### THE REQUEST
Write out the data below in full, unchanged, minus the images.

# DATA EXCERPT start

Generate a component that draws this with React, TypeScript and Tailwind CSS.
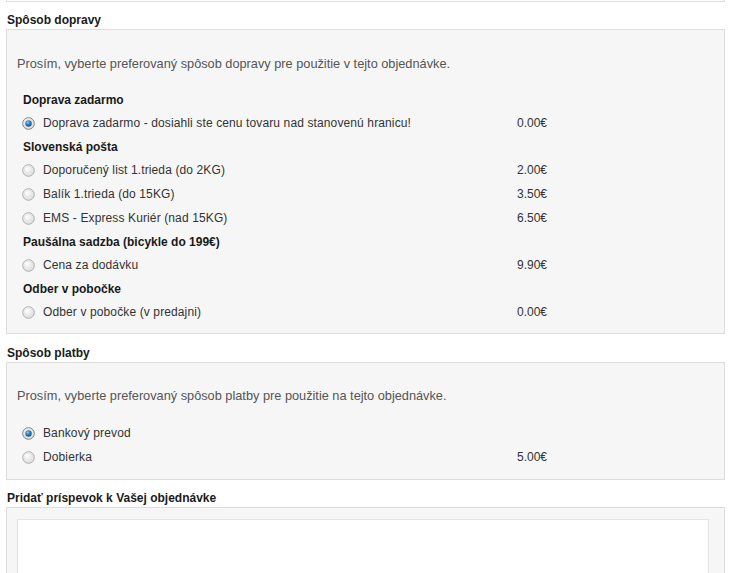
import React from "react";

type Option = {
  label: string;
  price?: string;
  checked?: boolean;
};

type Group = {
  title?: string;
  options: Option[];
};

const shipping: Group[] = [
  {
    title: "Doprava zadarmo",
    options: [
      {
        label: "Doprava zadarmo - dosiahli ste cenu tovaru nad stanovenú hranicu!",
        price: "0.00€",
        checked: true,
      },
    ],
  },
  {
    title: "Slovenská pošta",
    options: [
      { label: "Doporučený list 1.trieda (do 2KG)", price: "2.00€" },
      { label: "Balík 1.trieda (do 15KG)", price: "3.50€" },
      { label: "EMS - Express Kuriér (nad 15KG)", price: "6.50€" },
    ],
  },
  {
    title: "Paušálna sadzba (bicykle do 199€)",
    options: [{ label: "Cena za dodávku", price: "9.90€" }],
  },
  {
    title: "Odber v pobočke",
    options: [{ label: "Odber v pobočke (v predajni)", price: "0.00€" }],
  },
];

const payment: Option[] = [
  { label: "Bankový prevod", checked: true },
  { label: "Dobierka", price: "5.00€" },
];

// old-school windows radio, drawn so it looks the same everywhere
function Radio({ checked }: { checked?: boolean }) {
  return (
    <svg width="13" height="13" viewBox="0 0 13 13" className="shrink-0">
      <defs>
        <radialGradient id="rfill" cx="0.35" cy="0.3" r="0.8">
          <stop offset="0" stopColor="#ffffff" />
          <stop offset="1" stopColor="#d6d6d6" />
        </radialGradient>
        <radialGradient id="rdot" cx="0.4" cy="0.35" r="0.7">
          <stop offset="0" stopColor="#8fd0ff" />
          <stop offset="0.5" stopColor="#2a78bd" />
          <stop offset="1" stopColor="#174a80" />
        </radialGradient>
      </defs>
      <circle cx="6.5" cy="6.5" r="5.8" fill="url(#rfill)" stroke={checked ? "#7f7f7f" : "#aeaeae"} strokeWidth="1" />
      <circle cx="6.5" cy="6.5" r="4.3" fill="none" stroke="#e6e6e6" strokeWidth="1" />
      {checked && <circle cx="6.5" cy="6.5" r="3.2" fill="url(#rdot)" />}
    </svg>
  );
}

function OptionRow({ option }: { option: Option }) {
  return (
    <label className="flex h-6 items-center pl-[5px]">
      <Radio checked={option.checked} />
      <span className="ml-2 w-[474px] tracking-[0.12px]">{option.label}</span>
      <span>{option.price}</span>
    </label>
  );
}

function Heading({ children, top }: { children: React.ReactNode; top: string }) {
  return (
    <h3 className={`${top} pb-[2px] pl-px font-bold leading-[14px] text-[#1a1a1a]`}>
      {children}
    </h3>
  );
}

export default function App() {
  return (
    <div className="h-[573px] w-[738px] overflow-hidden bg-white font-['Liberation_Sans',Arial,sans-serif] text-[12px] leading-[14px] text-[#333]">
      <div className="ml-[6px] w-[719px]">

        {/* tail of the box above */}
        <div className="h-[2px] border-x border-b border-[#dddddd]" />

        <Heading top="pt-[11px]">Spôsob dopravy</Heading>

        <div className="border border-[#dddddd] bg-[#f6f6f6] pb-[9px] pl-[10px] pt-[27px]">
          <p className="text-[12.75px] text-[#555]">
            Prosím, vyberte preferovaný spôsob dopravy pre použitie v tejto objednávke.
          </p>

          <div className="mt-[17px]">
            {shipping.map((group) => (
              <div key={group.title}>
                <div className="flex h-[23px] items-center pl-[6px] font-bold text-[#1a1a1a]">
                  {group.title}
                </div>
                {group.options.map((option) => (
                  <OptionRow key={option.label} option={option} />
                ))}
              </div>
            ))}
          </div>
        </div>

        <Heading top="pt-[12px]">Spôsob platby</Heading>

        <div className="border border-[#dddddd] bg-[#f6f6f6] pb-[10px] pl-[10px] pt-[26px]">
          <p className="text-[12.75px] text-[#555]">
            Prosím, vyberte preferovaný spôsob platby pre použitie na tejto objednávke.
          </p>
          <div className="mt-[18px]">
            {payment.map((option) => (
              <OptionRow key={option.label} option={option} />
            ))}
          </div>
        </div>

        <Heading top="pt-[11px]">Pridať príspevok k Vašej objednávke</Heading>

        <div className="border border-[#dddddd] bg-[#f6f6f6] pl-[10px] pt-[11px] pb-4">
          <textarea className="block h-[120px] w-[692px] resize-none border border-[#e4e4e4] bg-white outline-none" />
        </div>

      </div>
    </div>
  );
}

# DATA EXCERPT end

### PROBLEM SOLUTION
Generate a component that draws this with React, TypeScript and Tailwind CSS.
import React from "react";

type Option = {
  label: string;
  price?: string;
  checked?: boolean;
};

type Group = {
  title?: string;
  options: Option[];
};

const shipping: Group[] = [
  {
    title: "Doprava zadarmo",
    options: [
      {
        label: "Doprava zadarmo - dosiahli ste cenu tovaru nad stanovenú hranicu!",
        price: "0.00€",
        checked: true,
      },
    ],
  },
  {
    title: "Slovenská pošta",
    options: [
      { label: "Doporučený list 1.trieda (do 2KG)", price: "2.00€" },
      { label: "Balík 1.trieda (do 15KG)", price: "3.50€" },
      { label: "EMS - Express Kuriér (nad 15KG)", price: "6.50€" },
    ],
  },
  {
    title: "Paušálna sadzba (bicykle do 199€)",
    options: [{ label: "Cena za dodávku", price: "9.90€" }],
  },
  {
    title: "Odber v pobočke",
    options: [{ label: "Odber v pobočke (v predajni)", price: "0.00€" }],
  },
];

const payment: Option[] = [
  { label: "Bankový prevod", checked: true },
  { label: "Dobierka", price: "5.00€" },
];

// old-school windows radio, drawn so it looks the same everywhere
function Radio({ checked }: { checked?: boolean }) {
  return (
    <svg width="13" height="13" viewBox="0 0 13 13" className="shrink-0">
      <defs>
        <radialGradient id="rfill" cx="0.35" cy="0.3" r="0.8">
          <stop offset="0" stopColor="#ffffff" />
          <stop offset="1" stopColor="#d6d6d6" />
        </radialGradient>
        <radialGradient id="rdot" cx="0.4" cy="0.35" r="0.7">
          <stop offset="0" stopColor="#8fd0ff" />
          <stop offset="0.5" stopColor="#2a78bd" />
          <stop offset="1" stopColor="#174a80" />
        </radialGradient>
      </defs>
      <circle cx="6.5" cy="6.5" r="5.8" fill="url(#rfill)" stroke={checked ? "#7f7f7f" : "#aeaeae"} strokeWidth="1" />
      <circle cx="6.5" cy="6.5" r="4.3" fill="none" stroke="#e6e6e6" strokeWidth="1" />
      {checked && <circle cx="6.5" cy="6.5" r="3.2" fill="url(#rdot)" />}
    </svg>
  );
}

function OptionRow({ option }: { option: Option }) {
  return (
    <label className="flex h-6 items-center pl-[5px]">
      <Radio checked={option.checked} />
      <span className="ml-2 w-[474px] tracking-[0.12px]">{option.label}</span>
      <span>{option.price}</span>
    </label>
  );
}

function Heading({ children, top }: { children: React.ReactNode; top: string }) {
  return (
    <h3 className={`${top} pb-[2px] pl-px font-bold leading-[14px] text-[#1a1a1a]`}>
      {children}
    </h3>
  );
}

export default function App() {
  return (
    <div className="h-[573px] w-[738px] overflow-hidden bg-white font-['Liberation_Sans',Arial,sans-serif] text-[12px] leading-[14px] text-[#333]">
      <div className="ml-[6px] w-[719px]">

        {/* tail of the box above */}
        <div className="h-[2px] border-x border-b border-[#dddddd]" />

        <Heading top="pt-[11px]">Spôsob dopravy</Heading>

        <div className="border border-[#dddddd] bg-[#f6f6f6] pb-[9px] pl-[10px] pt-[27px]">
          <p className="text-[12.75px] text-[#555]">
            Prosím, vyberte preferovaný spôsob dopravy pre použitie v tejto objednávke.
          </p>

          <div className="mt-[17px]">
            {shipping.map((group) => (
              <div key={group.title}>
                <div className="flex h-[23px] items-center pl-[6px] font-bold text-[#1a1a1a]">
                  {group.title}
                </div>
                {group.options.map((option) => (
                  <OptionRow key={option.label} option={option} />
                ))}
              </div>
            ))}
          </div>
        </div>

        <Heading top="pt-[12px]">Spôsob platby</Heading>

        <div className="border border-[#dddddd] bg-[#f6f6f6] pb-[10px] pl-[10px] pt-[26px]">
          <p className="text-[12.75px] text-[#555]">
            Prosím, vyberte preferovaný spôsob platby pre použitie na tejto objednávke.
          </p>
          <div className="mt-[18px]">
            {payment.map((option) => (
              <OptionRow key={option.label} option={option} />
            ))}
          </div>
        </div>

        <Heading top="pt-[11px]">Pridať príspevok k Vašej objednávke</Heading>

        <div className="border border-[#dddddd] bg-[#f6f6f6] pl-[10px] pt-[11px] pb-4">
          <textarea className="block h-[120px] w-[692px] resize-none border border-[#e4e4e4] bg-white outline-none" />
        </div>

      </div>
    </div>
  );
}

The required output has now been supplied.